DATASET SECTION =>
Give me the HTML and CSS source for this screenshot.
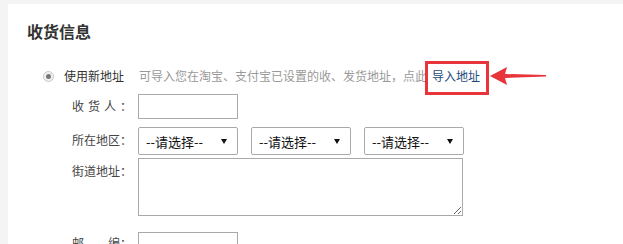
FILE: index.html
```html
<!DOCTYPE html>
<html lang="zh-CN">
<head>
<meta charset="utf-8">
<title>收货信息</title>
<link rel="stylesheet" href="styles.css">
</head>
<body>
<div class="panel">
  <h2 class="title">收货信息</h2>
  <div class="form">
    <div class="choose">
      <span class="radio"><span class="radio-dot"></span></span>
      <span class="choose-label">使用新地址</span>
      <span class="hint">可导入您在淘宝、支付宝已设置的收、发货地址，点此</span>
      <span class="import">
        <a class="import-link" href="#">导入地址</a>
        <span class="highlight"></span>
        <svg class="arrow" width="58" height="20" viewBox="0 0 58 20">
          <path d="M0 10 L17 1 L15 8 L56 9 L56 10.5 L15 12 L17 19 Z" fill="#e8343b"/>
        </svg>
      </span>
    </div>
    <div class="row row-name">
      <label class="label"><span>收</span><span>货</span><span>人</span><span>：</span></label>
      <input class="text" type="text">
    </div>
    <div class="row row-area">
      <label class="label">所在地区：</label>
      <div class="selects">
        <div class="select-wrap"><select class="select"><option>--请选择--</option></select><span class="caret"></span></div>
        <div class="select-wrap"><select class="select"><option>--请选择--</option></select><span class="caret"></span></div>
        <div class="select-wrap"><select class="select"><option>--请选择--</option></select><span class="caret"></span></div>
      </div>
    </div>
    <div class="row row-street">
      <label class="label">街道地址：</label>
      <textarea class="area"></textarea>
    </div>
    <div class="row row-zip">
      <label class="label"><span>邮</span><span>编：</span></label>
      <input class="text" type="text">
    </div>
  </div>
</div>
</body>
</html>
```
FILE: styles.css
```css
html, body {
  margin: 0;
  padding: 0;
  background: #f4f4f4;
  font-family: "Noto Sans CJK SC", "Noto Sans", sans-serif;
  font-size: 12px;
  line-height: 16px;
  color: #444;
  overflow: hidden;
}
.panel {
  margin: 4px 0 0 8px;
  background: #fff;
  padding: 19px 0 0 19px;
  height: 221px;
}
.title {
  margin: 0;
  font-size: 16px;
  line-height: 16px;
  font-weight: 700;
  color: #333;
}
.form {
  padding-left: 16px;
}
.choose {
  margin-top: 26px;
  height: 22px;
  display: flex;
  align-items: center;
}
.radio {
  width: 11px;
  height: 11px;
  border-radius: 50%;
  border: 1px solid #c8c8c8;
  background: #f0f0f0;
  display: flex;
  align-items: center;
  justify-content: center;
  box-sizing: border-box;
}
.radio-dot {
  width: 5px;
  height: 5px;
  border-radius: 50%;
  background: #777;
}
.choose-label {
  margin-left: 10px;
  color: #333;
}
.hint {
  margin-left: 15px;
  color: #999;
}
.import {
  position: relative;
  margin-left: 5px;
}
.import-link {
  color: #1d4a7c;
  text-decoration: none;
}
.highlight {
  position: absolute;
  left: -7px;
  top: -7px;
  width: 64px;
  height: 34px;
  border: 3px solid #e8343b;
  box-sizing: border-box;
}
.arrow {
  position: absolute;
  left: 58px;
  top: -2px;
}
.row {
  display: flex;
  align-items: flex-start;
}
.label {
  width: 60px;
  margin-left: 29px;
  margin-right: 6px;
  color: #444;
  display: flex;
  justify-content: space-between;
  white-space: nowrap;
}
.row-name {
  margin-top: 7px;
}
.row-name .label {
  padding-top: 4px;
}
.text {
  width: 100px;
  height: 25px;
  box-sizing: border-box;
  border: 1px solid #aaa;
  margin: 0;
  padding: 0 4px;
  font: inherit;
}
.row-area {
  margin-top: 8px;
}
.row-area .label {
  padding-top: 5px;
}
.selects {
  display: flex;
  gap: 13px;
}
.select-wrap {
  position: relative;
  width: 100px;
  height: 28px;
}
.select {
  appearance: none;
  -webkit-appearance: none;
  width: 100px;
  height: 28px;
  box-sizing: border-box;
  border: 1px solid #a9a9a9;
  border-radius: 2px;
  background: #fff;
  margin: 0;
  padding: 0 0 0 7px;
  font-family: "Noto Sans CJK SC", "Noto Sans", sans-serif;
  font-size: 13px;
  color: #111;
}
.caret {
  position: absolute;
  right: 11px;
  top: 12px;
  width: 0;
  height: 0;
  border-left: 3px solid transparent;
  border-right: 3px solid transparent;
  border-top: 5px solid #111;
  pointer-events: none;
}
.row-street {
  margin-top: 3px;
}
.row-street .label {
  padding-top: 5px;
}
.area {
  width: 325px;
  height: 58px;
  box-sizing: border-box;
  border: 1px solid #aaa;
  margin: 0;
  padding: 2px 4px;
  font: inherit;
}
.row-zip {
  margin-top: 16px;
}
.row-zip .label {
  padding-top: 3px;
}
```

DO THIS => Keep the pictures out of the copy and write out the data exactly as it stands.

EXERCISE RESPONSE =>
Give me the HTML and CSS source for this screenshot.
FILE: index.html
```html
<!DOCTYPE html>
<html lang="zh-CN">
<head>
<meta charset="utf-8">
<title>收货信息</title>
<link rel="stylesheet" href="styles.css">
</head>
<body>
<div class="panel">
  <h2 class="title">收货信息</h2>
  <div class="form">
    <div class="choose">
      <span class="radio"><span class="radio-dot"></span></span>
      <span class="choose-label">使用新地址</span>
      <span class="hint">可导入您在淘宝、支付宝已设置的收、发货地址，点此</span>
      <span class="import">
        <a class="import-link" href="#">导入地址</a>
        <span class="highlight"></span>
        <svg class="arrow" width="58" height="20" viewBox="0 0 58 20">
          <path d="M0 10 L17 1 L15 8 L56 9 L56 10.5 L15 12 L17 19 Z" fill="#e8343b"/>
        </svg>
      </span>
    </div>
    <div class="row row-name">
      <label class="label"><span>收</span><span>货</span><span>人</span><span>：</span></label>
      <input class="text" type="text">
    </div>
    <div class="row row-area">
      <label class="label">所在地区：</label>
      <div class="selects">
        <div class="select-wrap"><select class="select"><option>--请选择--</option></select><span class="caret"></span></div>
        <div class="select-wrap"><select class="select"><option>--请选择--</option></select><span class="caret"></span></div>
        <div class="select-wrap"><select class="select"><option>--请选择--</option></select><span class="caret"></span></div>
      </div>
    </div>
    <div class="row row-street">
      <label class="label">街道地址：</label>
      <textarea class="area"></textarea>
    </div>
    <div class="row row-zip">
      <label class="label"><span>邮</span><span>编：</span></label>
      <input class="text" type="text">
    </div>
  </div>
</div>
</body>
</html>
```
FILE: styles.css
```css
html, body {
  margin: 0;
  padding: 0;
  background: #f4f4f4;
  font-family: "Noto Sans CJK SC", "Noto Sans", sans-serif;
  font-size: 12px;
  line-height: 16px;
  color: #444;
  overflow: hidden;
}
.panel {
  margin: 4px 0 0 8px;
  background: #fff;
  padding: 19px 0 0 19px;
  height: 221px;
}
.title {
  margin: 0;
  font-size: 16px;
  line-height: 16px;
  font-weight: 700;
  color: #333;
}
.form {
  padding-left: 16px;
}
.choose {
  margin-top: 26px;
  height: 22px;
  display: flex;
  align-items: center;
}
.radio {
  width: 11px;
  height: 11px;
  border-radius: 50%;
  border: 1px solid #c8c8c8;
  background: #f0f0f0;
  display: flex;
  align-items: center;
  justify-content: center;
  box-sizing: border-box;
}
.radio-dot {
  width: 5px;
  height: 5px;
  border-radius: 50%;
  background: #777;
}
.choose-label {
  margin-left: 10px;
  color: #333;
}
.hint {
  margin-left: 15px;
  color: #999;
}
.import {
  position: relative;
  margin-left: 5px;
}
.import-link {
  color: #1d4a7c;
  text-decoration: none;
}
.highlight {
  position: absolute;
  left: -7px;
  top: -7px;
  width: 64px;
  height: 34px;
  border: 3px solid #e8343b;
  box-sizing: border-box;
}
.arrow {
  position: absolute;
  left: 58px;
  top: -2px;
}
.row {
  display: flex;
  align-items: flex-start;
}
.label {
  width: 60px;
  margin-left: 29px;
  margin-right: 6px;
  color: #444;
  display: flex;
  justify-content: space-between;
  white-space: nowrap;
}
.row-name {
  margin-top: 7px;
}
.row-name .label {
  padding-top: 4px;
}
.text {
  width: 100px;
  height: 25px;
  box-sizing: border-box;
  border: 1px solid #aaa;
  margin: 0;
  padding: 0 4px;
  font: inherit;
}
.row-area {
  margin-top: 8px;
}
.row-area .label {
  padding-top: 5px;
}
.selects {
  display: flex;
  gap: 13px;
}
.select-wrap {
  position: relative;
  width: 100px;
  height: 28px;
}
.select {
  appearance: none;
  -webkit-appearance: none;
  width: 100px;
  height: 28px;
  box-sizing: border-box;
  border: 1px solid #a9a9a9;
  border-radius: 2px;
  background: #fff;
  margin: 0;
  padding: 0 0 0 7px;
  font-family: "Noto Sans CJK SC", "Noto Sans", sans-serif;
  font-size: 13px;
  color: #111;
}
.caret {
  position: absolute;
  right: 11px;
  top: 12px;
  width: 0;
  height: 0;
  border-left: 3px solid transparent;
  border-right: 3px solid transparent;
  border-top: 5px solid #111;
  pointer-events: none;
}
.row-street {
  margin-top: 3px;
}
.row-street .label {
  padding-top: 5px;
}
.area {
  width: 325px;
  height: 58px;
  box-sizing: border-box;
  border: 1px solid #aaa;
  margin: 0;
  padding: 2px 4px;
  font: inherit;
}
.row-zip {
  margin-top: 16px;
}
.row-zip .label {
  padding-top: 3px;
}
```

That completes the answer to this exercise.